January 14, 2004
China To Vaccinate Chickens For Export To Hong Kong
China will worked with Hong Kong to prevent bird flu entering the territory by vaccinating all live chicken exports.
"We have agreed with the mainland authorities, for all live chickens that come into Hong Kong, that they are vaccinated for H5N1," said Hong Kong's health minister Yeoh Eng-kiong.
"By the 15th of this month, all the chickens coming into Hong Kong into our farms will be vaccinated."
In a region already tense with the return of SARS, the rapid spread of the H5N1 flu virus in Vietnam, South Korea and Japan in recent days has jolted Hong Kong, where the virus first jumped the species barrier and killed six people in 1997.

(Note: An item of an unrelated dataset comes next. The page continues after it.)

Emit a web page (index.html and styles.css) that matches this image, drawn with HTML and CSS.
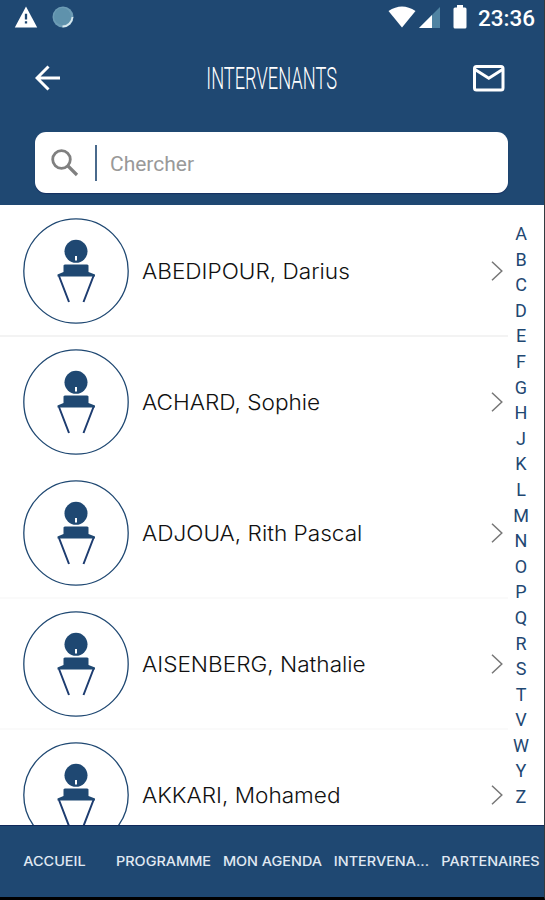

The Hong Kong deaths in 1997 were never fully understood although scientists say the victims probably caught the virus directly from birds, rather than from humans.
But they have long said that both SARS and the H5N1 could reemerge during the winter months, traditionally the peak season for human influenza. Scientists fear the bugs could mix with human flu and produce even deadlier and more infectious strains.
Hong Kong relies almost entirely on mainland China for its chicken imports, or over 70,000 live birds a day.
It also imports chilled and frozen chicken, mainly from China and the United States.